It is a double win for me.
Regarding tattoos, today's torah reading - as well as last's weeks
- deal with this practice. In this morning's torah reading, there
is a command, specific to the cohanim, the priests, lo yistritoo
s'ratet, which means you shall not make gashes in your flesh.
But in last week's torah reading, this command was addressed to
the entire Jewish people. Evidently tattooing was associated with
pagan rites and the Torah, in its war against idolatry, prohibited
any practice that smacked of pagan ritual.
In the Talmud, the major code of Jewish law that developed as a
commentary to the torah, there is a debate about what exactly is
prohibited. One scholar said a tattoo violates the torah only if
it includes the name of a pagan deity or the name of God. Another
scholar prohibited any permanent decoration on the skin, regardless
of what is inscribed or depicted. The great legal authority, Maimonides,
following this latter opinion, prohibits any act of tattooing. Period.
It seems that the abhorrence of tattooing has been deeply ingrained
in the Jewish psyche. This may account for the question that I,
and many of my colleagues, have been asked whether it is permitted
for a person who has a tattoo to be buried in a Jewish cemetery.

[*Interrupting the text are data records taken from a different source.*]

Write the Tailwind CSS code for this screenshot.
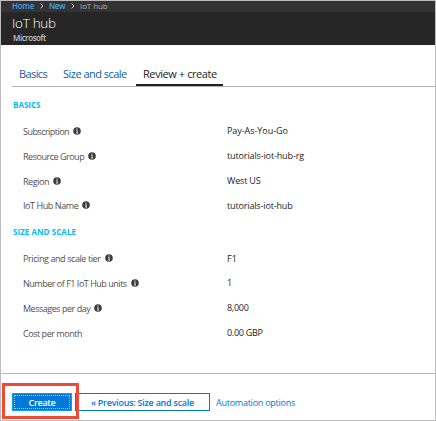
<!DOCTYPE html>
<html lang="en">
<head>
<meta charset="utf-8">
<title>IoT hub</title>
<script src="https://cdn.jsdelivr.net/npm/@tailwindcss/browser@4"></script>
</head>
<body class="bg-white">
<svg class="hidden"><symbol id="info" viewBox="0 0 8 8"><circle cx="4" cy="4" r="3.8" fill="#3c3c3c"/><path d="M4 1.4v1.2M3.4 3.4H4.1V6M3.2 6.1h1.7" fill="none" stroke="#e8e8e8" stroke-width="1"/></symbol></svg>
<div class="flex h-[421px] w-[436px] flex-col overflow-hidden border border-[#bdbdbd] font-['Open_Sans','Noto_Sans',sans-serif] text-[9px] text-[#1c1c1c]">
  <nav class="flex h-[11px] shrink-0 items-start bg-[#333] pl-[11px] text-[8px] leading-[9px] whitespace-nowrap">
    <a class="w-[28px] font-semibold tracking-[-0.3px] text-[#4ba0e0]">Home</a>
    <svg class="mt-[2px] mr-[5px] h-[6px] w-[4px]" viewBox="0 0 4 6"><path d="M.6.6 3 3 .6 5.4" fill="none" stroke="#c8c8c8"/></svg>
    <a class="w-[22px] font-semibold tracking-[-0.4px] text-[#4ba0e0]">New</a>
    <svg class="mt-[2px] mr-[5px] h-[6px] w-[4px]" viewBox="0 0 4 6"><path d="M.6.6 3 3 .6 5.4" fill="none" stroke="#c8c8c8"/></svg>
    <span class="tracking-[-0.1px] text-[#b0b0b0]">IoT hub</span>
  </nav>
  <header class="h-[33px] shrink-0 bg-[#262626] pt-[2px] pl-[11px]">
    <h1 class="h-[18px] text-[13.5px] leading-[18px] font-light tracking-[-0.3px] text-white">IoT hub</h1>
    <p class="pl-px text-[8px] leading-[11px] font-semibold tracking-[-0.45px] text-[#c4c4c4]">Microsoft</p>
  </header>
  <main class="h-[328px] shrink-0 pl-[11px]">
    <div class="flex h-[42px] items-end border-b border-[#b5b5b5] text-[11px] leading-[20px] whitespace-nowrap text-[#0f5cab]">
      <a class="h-[22px] w-[51px] pl-[7px] tracking-[-0.6px]">Basics</a>
      <a class="h-[22px] w-[73px] tracking-[-0.52px]">Size and scale</a>
      <a class="h-[22px] w-[87px] border-b-2 border-[#222] pl-[7px] tracking-[-0.42px] text-[#222]">Review + create</a>
    </div>
    <h2 class="mt-[12px] h-[20px] pl-px text-[8px] leading-[12px] font-bold text-[#00bcf2]">BASICS</h2>
    <dl class="grid grid-cols-[204px_1fr] pl-[11px] leading-[25px] whitespace-nowrap">
      <dt class="flex items-center gap-[4px] text-[#505050]"><span class="tracking-[-0.53px]">Subscription</span><svg class="mb-px size-[8px]"><use href="#info"/></svg></dt><dd class="-mt-px tracking-[-0.05px]">Pay-As-You-Go</dd>
      <dt class="flex items-center gap-[4px] text-[#505050]"><span class="tracking-[-0.48px]">Resource Group</span><svg class="mb-px size-[8px]"><use href="#info"/></svg></dt><dd class="-mt-px tracking-[-0.13px]">tutorials-iot-hub-rg</dd>
      <dt class="flex items-center gap-[4px] text-[#505050]"><span class="tracking-[-0.45px]">Region</span><svg class="mb-px size-[8px]"><use href="#info"/></svg></dt><dd class="-mt-px tracking-[-0.17px]">West US</dd>
      <dt class="-mt-px flex items-center gap-[4px] text-[#505050]"><span class="tracking-[-0.42px]">IoT Hub Name</span><svg class="mb-px size-[8px]"><use href="#info"/></svg></dt><dd class="-mt-px tracking-[-0.15px]">tutorials-iot-hub</dd>
    </dl>
    <h2 class="mt-[8px] h-[20px] pl-px text-[8px] leading-[12px] font-bold tracking-[0.05px] text-[#00bcf2]">SIZE AND SCALE</h2>
    <dl class="grid grid-cols-[204px_1fr] pl-[11px] leading-[25px] whitespace-nowrap">
      <dt class="flex items-center gap-[4px] text-[#505050]"><span class="tracking-[-0.41px]">Pricing and scale tier</span><svg class="mb-px size-[8px]"><use href="#info"/></svg></dt><dd>F1</dd>
      <dt class="flex items-center gap-[4px] text-[#505050]"><span class="tracking-[-0.48px]">Number of F1 IoT Hub units</span><svg class="mb-px size-[8px]"><use href="#info"/></svg></dt><dd class="-mt-px">1</dd>
      <dt class="flex items-center gap-[4px] text-[#505050]"><span class="tracking-[-0.48px]">Messages per day</span><svg class="mb-px size-[8px]"><use href="#info"/></svg></dt><dd class="-mt-px tracking-[-0.28px]">8,000</dd>
      <dt class="text-[#505050] tracking-[-0.46px]">Cost per month</dt><dd class="-mt-px tracking-[-0.3px]">0.00 GBP</dd>
    </dl>
  </main>
  <footer class="flex grow items-start border-t border-[#b8b8b8] pt-[19px] pl-[11px] whitespace-nowrap">
    <div class="relative h-[18px] w-[63px]">
      <button class="h-[18px] w-[60px] border border-[#0ba0f0] bg-[#0078d7] p-px font-semibold text-white"><span class="block h-[14px] border border-dotted border-[#8fd0ff] leading-[14px] tracking-[-0.3px]">Create</span></button>
      <div class="absolute -top-[10px] -left-[10px] z-10 h-[36px] w-[77px] border-3 border-[#f04a35]"></div>
    </div>
    <button class="h-[18px] w-[135px] border border-[#0078d7] leading-[18px] font-semibold tracking-[-0.25px] text-[#0078d7]">« Previous: Size and scale</button>
    <a class="ml-[6px] leading-[20px] font-medium tracking-[-0.25px] text-[#0078d7]">Automation options</a>
  </footer>
</div>
</body>
</html>
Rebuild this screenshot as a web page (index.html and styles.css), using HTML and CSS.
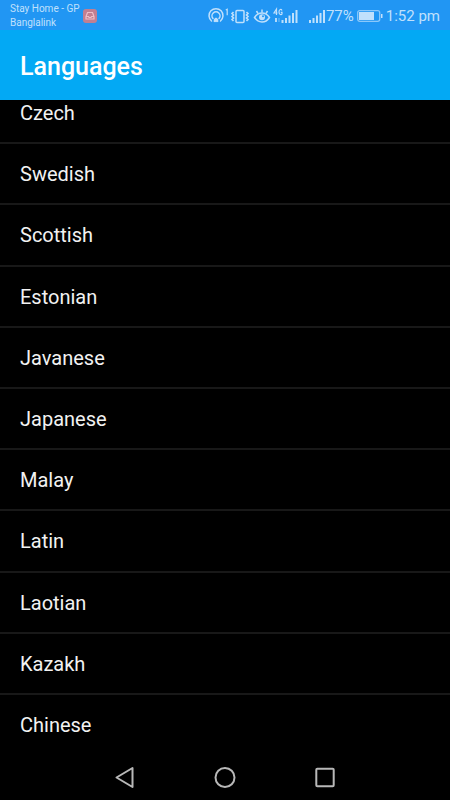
FILE: index.html
```html
<!DOCTYPE html>
<html lang="en">
<head>
<meta charset="utf-8">
<meta name="viewport" content="width=device-width, initial-scale=1">
<title>Languages</title>
<link rel="stylesheet" href="styles.css">
</head>
<body>
<div class="status">
  <div class="carrier">Stay Home - GP<br>Banglalink</div>
  <svg class="app-badge" width="14" height="14" viewBox="0 0 14 14" aria-hidden="true">
    <rect width="14" height="14" rx="3" fill="#c27f91"/>
    <path d="M4.500 3.500h5l1.500 4v2.500H3V7.500z M3.500 7.500h2l.5 1h2l.5-1h2" fill="none" stroke="#edbfc9" stroke-width="1.200"/>
  </svg>
  <div class="indicators">
    <svg width="90" height="20" viewBox="0 0 90 20" fill="none" stroke="#c0e0fc" aria-hidden="true">
      <g stroke-width="1.500" stroke-linecap="round">
        <path d="M3.500 15a7 7 0 1 1 9 0M5 12.500a4 4 0 1 1 6 0"/>
        <path d="M6 15.200q0-3 2-3.200 2 .2 2 3.200z" fill="#c0e0fc" stroke-width="1"/>
      </g>
      <path d="M17.800 4l1.400-.8v6" stroke-width="1.200"/>
      <rect x="28" y="4.500" width="8" height="12" rx="1" stroke-width="1.500"/>
      <path d="M25.500 6l-1.500 1.500 1.500 1.500-1.500 1.500 1.500 1.500-1.500 1.500 1.500 1.500M38.500 6l1.500 1.500-1.500 1.500 1.500 1.500-1.500 1.500 1.500 1.500-1.500 1.500" stroke-width="1.600"/>
      <path d="M46.500 11.500q3-4.500 7.500-4.500t7.500 4.500q-3 4.500-7.500 4.500t-7.500-4.500z" stroke-width="1.500"/>
      <path d="M54 3.500v3M48.500 5l1.500 2.500M59.500 5l-1.500 2.500" stroke-width="1.500"/>
      <circle cx="54" cy="11.200" r="3" fill="#c0e0fc" stroke="none"/>
      <circle cx="55" cy="10.300" r="1" fill="#2196f3" stroke="none"/>
      <path d="M68.500 9V3l-2.500 4h3.500M74 4.500q-.6-1.200-1.700-1-1.300.300-1.300 2.500t1.300 2.500q1.400.200 1.700-.5V6.300h-1.200" stroke-width="1.200"/>
      <path d="M68 12v4" stroke-width="1.800"/>
      <path d="M71 12v4" stroke="#75bdf8"/>
      <path d="M74.500 14v3M78 12v5M81.500 9.500v7.500M85 7v10M88.500 4v13" stroke-width="2"/>
    </svg>
    <svg class="signal" width="16" height="20" viewBox="0 0 16 20" fill="none" stroke="#c0e0fc" stroke-width="2" aria-hidden="true">
      <path d="M1 14v3M4.500 12v5M8 9.500v7.500M11.500 7v10M15 4v13"/>
    </svg>
    <span>77%</span>
    <svg class="battery" width="26" height="12" viewBox="0 0 26 12" aria-hidden="true">
      <rect x=".7" y=".7" width="22" height="10.600" rx="2" fill="none" stroke="#8cc8fa" stroke-width="1.300"/>
      <path d="M2 2h15v8H2z" fill="#c0e0fc"/>
      <path d="M24 4h1.500v4H24z" fill="#c0e0fc"/>
    </svg>
    <span>1:52 pm</span>
  </div>
</div>
<header class="appbar"><h1>Languages</h1></header>
<main class="viewport">
  <ul class="list">
    <li>Czech</li>
    <li>Swedish</li>
    <li>Scottish</li>
    <li>Estonian</li>
    <li>Javanese</li>
    <li>Japanese</li>
    <li>Malay</li>
    <li>Latin</li>
    <li>Laotian</li>
    <li>Kazakh</li>
    <li>Chinese</li>
  </ul>
</main>
<nav class="navbar">
  <button type="button" aria-label="Back">
    <svg width="24" height="24" viewBox="0 0 24 24"><path d="M3.500 11.500L19.500 2v19z"/></svg>
  </button>
  <button type="button" aria-label="Home">
    <svg width="24" height="24" viewBox="0 0 24 24"><circle cx="12" cy="11.500" r="9.500"/></svg>
  </button>
  <button type="button" aria-label="Recent apps">
    <svg width="24" height="24" viewBox="0 0 24 24"><rect x="3.300" y="2.800" width="17.400" height="17.400" rx="1"/></svg>
  </button>
</nav>
</body>
</html>
```
FILE: styles.css
```css
* {
  box-sizing: border-box;
}

body {
  margin: 0;
  height: 100vh;
  display: flex;
  flex-direction: column;
  background: #000;
  color: #f2f2f2;
  font-family: Roboto, sans-serif;
}

.status {
  flex: none;
  height: 30px;
  display: flex;
  align-items: center;
  padding: 1px 10px 0;
  background: #2196f3;
  color: #c0e0fc;
}

.carrier {
  font-size: 10px;
  line-height: 14px;
  white-space: nowrap;
}

.app-badge {
  flex: none;
  margin-left: 3px;
}

.indicators {
  margin-left: auto;
  display: flex;
  align-items: center;
  font-size: 15px;
  line-height: 20px;
  white-space: nowrap;
}

.signal {
  margin: 0 1px 0 11px;
}

.battery {
  margin: 0 3px;
}

.appbar {
  flex: none;
  height: 70px;
  display: flex;
  align-items: center;
  padding: 4px 20px 0;
  background: #03a9f4;
  color: #fff;
}

.appbar h1 {
  margin: 0;
  font-size: 25px;
  font-weight: 500;
  line-height: 32px;
}

/* The list is scrolled a little way into its first row. */
.viewport {
  flex: 1;
  min-height: 0;
  display: flex;
  overflow: hidden;
}

.list {
  flex: 1;
  display: flex;
  flex-direction: column;
  margin: -17px 0 0;
  padding: 0;
  list-style: none;
  font-size: 20px;
  line-height: 24px;
}

.list li {
  flex: 1;
  display: flex;
  align-items: center;
  padding: 1px 20px 0;
  border-bottom: 2px solid #181818;
}

.list li:last-child {
  border-bottom-color: transparent;
}

.navbar {
  flex: none;
  height: 44px;
  display: flex;
  align-items: center;
  justify-content: center;
  gap: 76px;
}

.navbar button {
  display: flex;
  padding: 0;
  border: 0;
  background: none;
}

.navbar svg {
  fill: none;
  stroke: #b8b8b8;
  stroke-width: 2;
  stroke-linejoin: round;
}
```
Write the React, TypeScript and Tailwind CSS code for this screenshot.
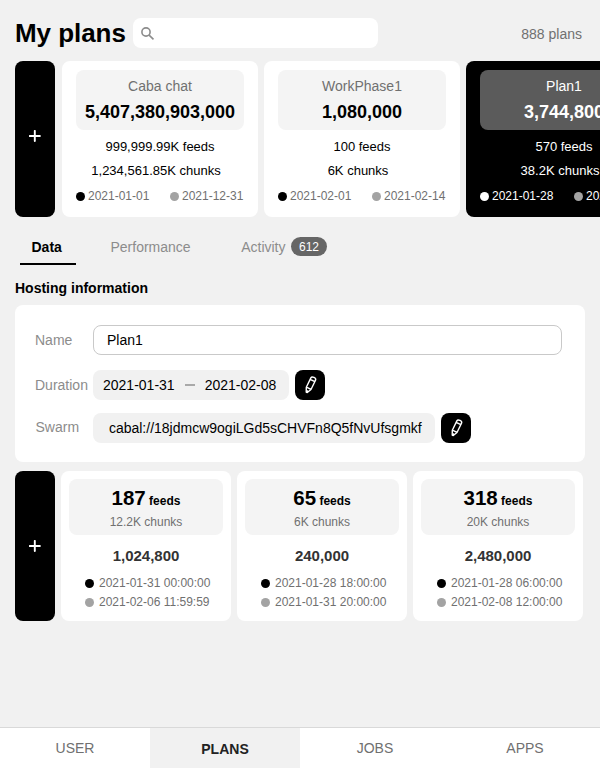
import React from "react";

type Plan = { name: string; total: string; feeds: string; chunks: string; from: string; to: string; active?: boolean };
type Slot = { feeds: string; chunks: string; total: string; from: string; to: string };

const plans: Plan[] = [
  { name: "Caba chat", total: "5,407,380,903,000", feeds: "999,999.99K feeds", chunks: "1,234,561.85K chunks", from: "2021-01-01", to: "2021-12-31" },
  { name: "WorkPhase1", total: "1,080,000", feeds: "100 feeds", chunks: "6K chunks", from: "2021-02-01", to: "2021-02-14" },
  { name: "Plan1", total: "3,744,800", feeds: "570 feeds", chunks: "38.2K chunks", from: "2021-01-28", to: "2021-02-08", active: true },
];

const slots: Slot[] = [
  { feeds: "187", chunks: "12.2K chunks", total: "1,024,800", from: "2021-01-31 00:00:00", to: "2021-02-06 11:59:59" },
  { feeds: "65", chunks: "6K chunks", total: "240,000", from: "2021-01-28 18:00:00", to: "2021-01-31 20:00:00" },
  { feeds: "318", chunks: "20K chunks", total: "2,480,000", from: "2021-01-28 06:00:00", to: "2021-02-08 12:00:00" },
];

function AddButton({ raised = false }: { raised?: boolean }) {
  return (
    <button className={`flex w-10 shrink-0 items-center justify-center rounded-lg bg-black ${raised ? "pb-[7px]" : ""}`} aria-label="Add">
      <svg className="h-3 w-3" viewBox="0 0 12 12" stroke="white" strokeWidth="1.9" strokeLinecap="round">
        <path d="M5.8 .9V11M.7 6H10.9" />
      </svg>
    </button>
  );
}

function EditButton() {
  return (
    <button className="ml-1.5 size-[30px] shrink-0 rounded-lg bg-black" aria-label="Edit">
      <svg className="size-[30px]" viewBox="0 0 30 30" fill="none" stroke="white" strokeWidth="1.4" strokeLinejoin="round" strokeLinecap="round">
        <g transform="translate(15.4 14.8) rotate(26)">
          <path d="M-2.6 4V-6.4Q-2.6-8.2 0-8.2T2.6-6.4V4L.6 8.3H-.6ZM-2.6-4.8H2.6M-2.6 3.8H2.6" />
          <path d="M0 7V8" strokeWidth="1.8" />
        </g>
      </svg>
    </button>
  );
}

function PlanCard({ plan }: { plan: Plan }) {
  const on = plan.active;
  return (
    <div className={`flex w-[196px] shrink-0 flex-col rounded-lg px-3.5 pt-[9px] text-center ${on ? "bg-black text-white" : "bg-white text-black"}`}>
      <div className={`h-[60px] rounded-lg pt-1.5 ${on ? "bg-[#5b5b5b]" : "bg-[#f4f4f4]"}`}>
        <div className={`text-sm leading-5 ${on ? "text-white" : "text-[#707070]"}`}>{plan.name}</div>
        <div className="mt-1.5 text-lg leading-5 font-bold">{plan.total}</div>
      </div>
      <div className="mt-[7px] text-[13px] leading-5">{plan.feeds}</div>
      <div className="mt-1 pr-2 text-[13px] leading-5">{plan.chunks}</div>
      <div className={`mt-[7px] flex items-center text-xs leading-4 ${on ? "text-white" : "text-[#707070]"}`}>
        <span className="flex w-[94px] items-center gap-[3px]">
          <i className={`mt-px size-[9px] rounded-full ${on ? "bg-white" : "bg-black"}`} />
          {plan.from}
        </span>
        <span className="flex items-center gap-[3px]">
          <i className="mt-px size-[9px] rounded-full bg-[#a3a3a3]" />
          {plan.to}
        </span>
      </div>
    </div>
  );
}

function SlotCard({ slot }: { slot: Slot }) {
  return (
    <div className="w-[170px] shrink-0 rounded-lg bg-white px-2 pt-2 text-center">
      <div className="h-14 rounded-lg bg-[#f4f4f4] pt-[7px]">
        <div className="h-6 text-[20.5px] leading-6 font-bold text-black">
          {slot.feeds}
          <span className="text-xs"> feeds</span>
        </div>
        <div className="mt-1 text-xs leading-4 text-[#707070]">{slot.chunks}</div>
      </div>
      <div className="mt-[11px] text-[15px] leading-5 font-bold text-[#333]">{slot.total}</div>
      <div className="mt-[9px] ml-4 flex flex-col gap-[3px] text-xs leading-4 text-[#707070]">
        <span className="flex items-center gap-[5px]">
          <i className="mt-px size-[9px] rounded-full bg-black" />
          {slot.from}
        </span>
        <span className="flex items-center gap-[5px]">
          <i className="mt-px size-[9px] rounded-full bg-[#a3a3a3]" />
          {slot.to}
        </span>
      </div>
    </div>
  );
}

export default function App() {
  return (
    <div className="flex h-screen w-full flex-col overflow-hidden bg-[#f1f1f1] font-['Liberation_Sans',Arial,sans-serif] text-sm text-black">
      <header className="flex pt-[18px] pr-[18px] pl-[15px]">
        <h1 className="w-[118px] text-[26px] leading-[30px] font-bold tracking-[-0.05px] whitespace-nowrap">My plans</h1>
        <div className="h-[30px] w-[245px] rounded-lg bg-white pt-2 pl-[7px]">
          <svg className="size-4" viewBox="0 0 16 16" fill="none" stroke="#8c8c8c" strokeWidth="1.6">
            <circle cx="6" cy="6" r="4.1" />
            <path d="M9.1 9.1L13.5 13.3" />
          </svg>
        </div>
        <span className="mt-1.5 ml-auto leading-5 text-[#707070]">888 plans</span>
      </header>

      <section className="mt-[13px] flex h-[156px] shrink-0 overflow-hidden pl-[15px]">
        <AddButton raised />
        <div className="ml-[7px] flex gap-1.5">
          {plans.map((p) => <PlanCard key={p.name} plan={p} />)}
        </div>
      </section>

      <nav className="mt-5 flex h-7 shrink-0 pl-5 leading-5 text-[#8c8c8c]">
        <span className="h-7 w-14 border-b-2 border-black pl-[11.5px] font-bold text-black">Data</span>
        <span className="ml-[34.5px]">Performance</span>
        <span className="ml-[50.5px]">Activity</span>
        <span className="ml-[5.5px] h-[19px] w-9 rounded-full bg-[#666] text-center text-xs leading-5 text-white">612</span>
      </nav>

      <h2 className="mt-[13px] pl-[15px] leading-5 font-bold">Hosting information</h2>

      <section className="mx-[15px] mt-[7px] flex h-[157px] shrink-0 flex-col rounded-lg bg-white pt-5 pl-5">
        <div className="flex h-[30px] leading-[30px]">
          <span className="w-[58px] text-[#8c8c8c]">Name</span>
          <div className="w-[469px] rounded-lg border border-[#c9c9c9] pl-[13px] leading-7">Plan1</div>
        </div>
        <div className="mt-[15px] flex h-[30px] leading-[30px]">
          <span className="w-[58px] text-[#8c8c8c]">Duration</span>
          <div className="flex w-[196px] items-center rounded-lg bg-[#f1f1f1] pl-2.5">
            <span>2021-01-31</span>
            <i className="mx-2.5 h-0.5 w-2.5 bg-[#a9a9a9]" />
            <span>2021-02-08</span>
          </div>
          <EditButton />
        </div>
        <div className="mt-[13px] flex h-[30px] leading-[30px]">
          <span className="w-[58px] pl-[0.5px] leading-7 text-[#8c8c8c]">Swarm</span>
          <div className="w-[342px] rounded-lg bg-[#f1f1f1] pl-[2.6px] text-center">cabal://18jdmcw9ogiLGd5sCHVFn8Q5fNvUfsgmkf</div>
          <EditButton />
        </div>
      </section>

      <section className="mt-[9px] flex h-[150px] shrink-0 gap-1.5 pl-[15px]">
        <AddButton />
        {slots.map((s) => <SlotCard key={s.total} slot={s} />)}
      </section>

      <footer className="mt-auto grid h-[41px] shrink-0 grid-cols-4 border-t border-[#d9d9d9] bg-white text-center leading-10 text-[#707070]">
        <span>USER</span>
        <span className="bg-[#f1f1f1] pt-px font-bold text-[#222]">PLANS</span>
        <span>JOBS</span>
        <span>APPS</span>
      </footer>
    </div>
  );
}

The answer is yes, it is permitted. But the fact that many Jews
erroneously think it is not shows that in the minds of many Jews
this is a serious violation.
But what precisely does it violate? Is it just the Torah's protest
against ancient paganism? No. It goes beyond that. Tattooing violates
Judaism's teaching that our body is a precious gift from God. We
can't do with it whatever we want. We have to take good care of
it. As I explained earlier, that is why I exercise. It is a religious
obligation to keep my body healthy. This is also the reason why
- even if I wanted to - I would not smoke, take drugs, abuse alcohol
or overeat. These behaviors cause harm to the body and one's health,
and, therefore, I would argue, these habits are prohibited by the
Torah.
I would link the law against tattooing, also, to this idea of the
sanctity of the body. The torah teaches us that we are created b'tzelem
elohim, in God's image. Our body is sacred. We don't use it as a
billboard. It is not the proper vehicle for proclaiming our beliefs,
our partners in love, our artistic preferences to the world. The
way we use our body is a statement of our values. Tattooing makes
a statement that to my mind negates Judaism's teaching about the
body's innate holiness. On the other hand, modesty in dress, covering
our heads when praying are examples of Jewish ways to use our bodies
to embrace sanctity and holiness. As the torah urges us: kidoshim
tihiyu, "you shall be holy because I, the Lord your God,
am holy."
There is another point, too, I would make to any person who would
come to me and inquire, "Rabbi, is it permissible for me to
get a tattoo?" I would ask this person, "Why are you,
heir to a rich Jewish heritage and to profound Jewish values, striving
to imitate the culture of MTV?"
This question is not meant to imply that it is wrong for Jews to
adopt aspects of our American culture. If I believed that I would
choose to live in the Jewish areas of Williamsburg, Boro Park or
Monsey where that is the mindset. I am not questioning whether we
should adopt but what we should adopt. The fact is that Jews have
always interacted with and adapted from the various civilizations
they have encountered. Dr. Gershon Cohen, who was one of the leading
Jewish historians of recent times, once gave a lecture titled: "The
Blessings of Assimilation in Jewish History." In this provocative
talk, he stated that if you examine the periods of great Jewish
intellectual inventiveness, you will discover that a certain amount
of assimilation and acculturation not only didn't impede Jewish
continuity and creativity but that it was actually a stimulus to
original thinking and expression and, consequently, a source of
renewed vitality.
Throughout history, the Jewish people have come in contact with
all the great civilizations of the past: Egyptian, Babylonian, Greek,
Roman, Arab, Christian, Moslem, European and Asiatic. And as we
interacted with each group, we borrowed and acquired languages,
styles of living, habits of learning, ideas and insights, dress,
architecture and music.
And yet, the great trick of Jewish existence is that even though
we constantly assimilated from other cultures we didn't become assimilated.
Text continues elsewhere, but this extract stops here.